### WHAT THIS TASK INVOLVES
Copy each entry as it stands, leaving nothing out.

___ TASK INPUT

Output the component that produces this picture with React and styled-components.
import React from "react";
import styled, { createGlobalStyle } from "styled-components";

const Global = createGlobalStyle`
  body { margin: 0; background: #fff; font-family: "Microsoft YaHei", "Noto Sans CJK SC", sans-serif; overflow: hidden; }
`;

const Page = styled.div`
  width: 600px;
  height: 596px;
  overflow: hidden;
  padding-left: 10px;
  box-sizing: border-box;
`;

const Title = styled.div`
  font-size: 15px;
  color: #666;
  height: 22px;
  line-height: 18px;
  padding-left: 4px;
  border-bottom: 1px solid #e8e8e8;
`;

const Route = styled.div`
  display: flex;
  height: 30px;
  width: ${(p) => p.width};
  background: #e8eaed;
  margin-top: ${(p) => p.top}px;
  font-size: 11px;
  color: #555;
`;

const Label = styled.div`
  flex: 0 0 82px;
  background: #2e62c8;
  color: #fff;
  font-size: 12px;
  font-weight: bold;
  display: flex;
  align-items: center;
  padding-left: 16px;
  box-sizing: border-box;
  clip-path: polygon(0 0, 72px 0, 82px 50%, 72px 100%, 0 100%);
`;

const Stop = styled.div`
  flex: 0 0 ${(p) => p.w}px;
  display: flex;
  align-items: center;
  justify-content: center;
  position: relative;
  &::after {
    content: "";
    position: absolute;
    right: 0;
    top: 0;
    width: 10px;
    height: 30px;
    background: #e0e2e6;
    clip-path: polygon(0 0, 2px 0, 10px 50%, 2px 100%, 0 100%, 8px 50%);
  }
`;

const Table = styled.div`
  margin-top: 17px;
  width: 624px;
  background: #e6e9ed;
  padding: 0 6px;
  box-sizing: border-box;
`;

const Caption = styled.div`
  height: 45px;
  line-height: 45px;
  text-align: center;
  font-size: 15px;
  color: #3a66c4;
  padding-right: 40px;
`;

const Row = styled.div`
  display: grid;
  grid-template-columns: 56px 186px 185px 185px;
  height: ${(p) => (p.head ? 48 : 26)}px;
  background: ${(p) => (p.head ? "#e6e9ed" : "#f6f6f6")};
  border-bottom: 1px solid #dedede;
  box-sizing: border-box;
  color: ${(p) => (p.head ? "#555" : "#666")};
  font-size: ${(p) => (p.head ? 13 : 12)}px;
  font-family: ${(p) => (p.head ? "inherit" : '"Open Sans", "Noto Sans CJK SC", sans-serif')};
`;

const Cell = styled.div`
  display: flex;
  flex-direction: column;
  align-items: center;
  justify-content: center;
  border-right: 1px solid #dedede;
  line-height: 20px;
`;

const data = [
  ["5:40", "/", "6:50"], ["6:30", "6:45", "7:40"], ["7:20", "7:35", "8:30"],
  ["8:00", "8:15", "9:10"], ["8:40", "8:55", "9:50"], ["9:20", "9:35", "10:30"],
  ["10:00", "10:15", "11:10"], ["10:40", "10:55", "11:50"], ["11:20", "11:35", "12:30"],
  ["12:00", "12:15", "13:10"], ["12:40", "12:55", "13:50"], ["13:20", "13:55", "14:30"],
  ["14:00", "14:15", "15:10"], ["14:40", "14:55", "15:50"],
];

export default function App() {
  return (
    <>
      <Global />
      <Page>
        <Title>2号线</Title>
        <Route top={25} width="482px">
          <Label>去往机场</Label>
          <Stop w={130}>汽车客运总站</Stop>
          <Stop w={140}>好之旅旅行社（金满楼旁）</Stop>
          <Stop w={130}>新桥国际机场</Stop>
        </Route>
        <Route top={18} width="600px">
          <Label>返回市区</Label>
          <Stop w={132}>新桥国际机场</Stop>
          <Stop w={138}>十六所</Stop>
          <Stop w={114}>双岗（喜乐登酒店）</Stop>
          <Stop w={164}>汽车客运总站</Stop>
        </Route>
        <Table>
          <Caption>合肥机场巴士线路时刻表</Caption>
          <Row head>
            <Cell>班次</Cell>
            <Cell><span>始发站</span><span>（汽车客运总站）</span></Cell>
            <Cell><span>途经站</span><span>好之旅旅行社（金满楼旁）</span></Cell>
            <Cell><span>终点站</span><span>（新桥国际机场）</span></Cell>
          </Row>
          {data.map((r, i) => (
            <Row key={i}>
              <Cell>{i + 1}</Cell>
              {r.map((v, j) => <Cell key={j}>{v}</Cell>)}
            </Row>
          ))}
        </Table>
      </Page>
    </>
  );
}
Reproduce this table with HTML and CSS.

______

### SOLUTION
Output the component that produces this picture with React and styled-components.
import React from "react";
import styled, { createGlobalStyle } from "styled-components";

const Global = createGlobalStyle`
  body { margin: 0; background: #fff; font-family: "Microsoft YaHei", "Noto Sans CJK SC", sans-serif; overflow: hidden; }
`;

const Page = styled.div`
  width: 600px;
  height: 596px;
  overflow: hidden;
  padding-left: 10px;
  box-sizing: border-box;
`;

const Title = styled.div`
  font-size: 15px;
  color: #666;
  height: 22px;
  line-height: 18px;
  padding-left: 4px;
  border-bottom: 1px solid #e8e8e8;
`;

const Route = styled.div`
  display: flex;
  height: 30px;
  width: ${(p) => p.width};
  background: #e8eaed;
  margin-top: ${(p) => p.top}px;
  font-size: 11px;
  color: #555;
`;

const Label = styled.div`
  flex: 0 0 82px;
  background: #2e62c8;
  color: #fff;
  font-size: 12px;
  font-weight: bold;
  display: flex;
  align-items: center;
  padding-left: 16px;
  box-sizing: border-box;
  clip-path: polygon(0 0, 72px 0, 82px 50%, 72px 100%, 0 100%);
`;

const Stop = styled.div`
  flex: 0 0 ${(p) => p.w}px;
  display: flex;
  align-items: center;
  justify-content: center;
  position: relative;
  &::after {
    content: "";
    position: absolute;
    right: 0;
    top: 0;
    width: 10px;
    height: 30px;
    background: #e0e2e6;
    clip-path: polygon(0 0, 2px 0, 10px 50%, 2px 100%, 0 100%, 8px 50%);
  }
`;

const Table = styled.div`
  margin-top: 17px;
  width: 624px;
  background: #e6e9ed;
  padding: 0 6px;
  box-sizing: border-box;
`;

const Caption = styled.div`
  height: 45px;
  line-height: 45px;
  text-align: center;
  font-size: 15px;
  color: #3a66c4;
  padding-right: 40px;
`;

const Row = styled.div`
  display: grid;
  grid-template-columns: 56px 186px 185px 185px;
  height: ${(p) => (p.head ? 48 : 26)}px;
  background: ${(p) => (p.head ? "#e6e9ed" : "#f6f6f6")};
  border-bottom: 1px solid #dedede;
  box-sizing: border-box;
  color: ${(p) => (p.head ? "#555" : "#666")};
  font-size: ${(p) => (p.head ? 13 : 12)}px;
  font-family: ${(p) => (p.head ? "inherit" : '"Open Sans", "Noto Sans CJK SC", sans-serif')};
`;

const Cell = styled.div`
  display: flex;
  flex-direction: column;
  align-items: center;
  justify-content: center;
  border-right: 1px solid #dedede;
  line-height: 20px;
`;

const data = [
  ["5:40", "/", "6:50"], ["6:30", "6:45", "7:40"], ["7:20", "7:35", "8:30"],
  ["8:00", "8:15", "9:10"], ["8:40", "8:55", "9:50"], ["9:20", "9:35", "10:30"],
  ["10:00", "10:15", "11:10"], ["10:40", "10:55", "11:50"], ["11:20", "11:35", "12:30"],
  ["12:00", "12:15", "13:10"], ["12:40", "12:55", "13:50"], ["13:20", "13:55", "14:30"],
  ["14:00", "14:15", "15:10"], ["14:40", "14:55", "15:50"],
];

export default function App() {
  return (
    <>
      <Global />
      <Page>
        <Title>2号线</Title>
        <Route top={25} width="482px">
          <Label>去往机场</Label>
          <Stop w={130}>汽车客运总站</Stop>
          <Stop w={140}>好之旅旅行社（金满楼旁）</Stop>
          <Stop w={130}>新桥国际机场</Stop>
        </Route>
        <Route top={18} width="600px">
          <Label>返回市区</Label>
          <Stop w={132}>新桥国际机场</Stop>
          <Stop w={138}>十六所</Stop>
          <Stop w={114}>双岗（喜乐登酒店）</Stop>
          <Stop w={164}>汽车客运总站</Stop>
        </Route>
        <Table>
          <Caption>合肥机场巴士线路时刻表</Caption>
          <Row head>
            <Cell>班次</Cell>
            <Cell><span>始发站</span><span>（汽车客运总站）</span></Cell>
            <Cell><span>途经站</span><span>好之旅旅行社（金满楼旁）</span></Cell>
            <Cell><span>终点站</span><span>（新桥国际机场）</span></Cell>
          </Row>
          {data.map((r, i) => (
            <Row key={i}>
              <Cell>{i + 1}</Cell>
              {r.map((v, j) => <Cell key={j}>{v}</Cell>)}
            </Row>
          ))}
        </Table>
      </Page>
    </>
  );
}
Reproduce this table with HTML and CSS.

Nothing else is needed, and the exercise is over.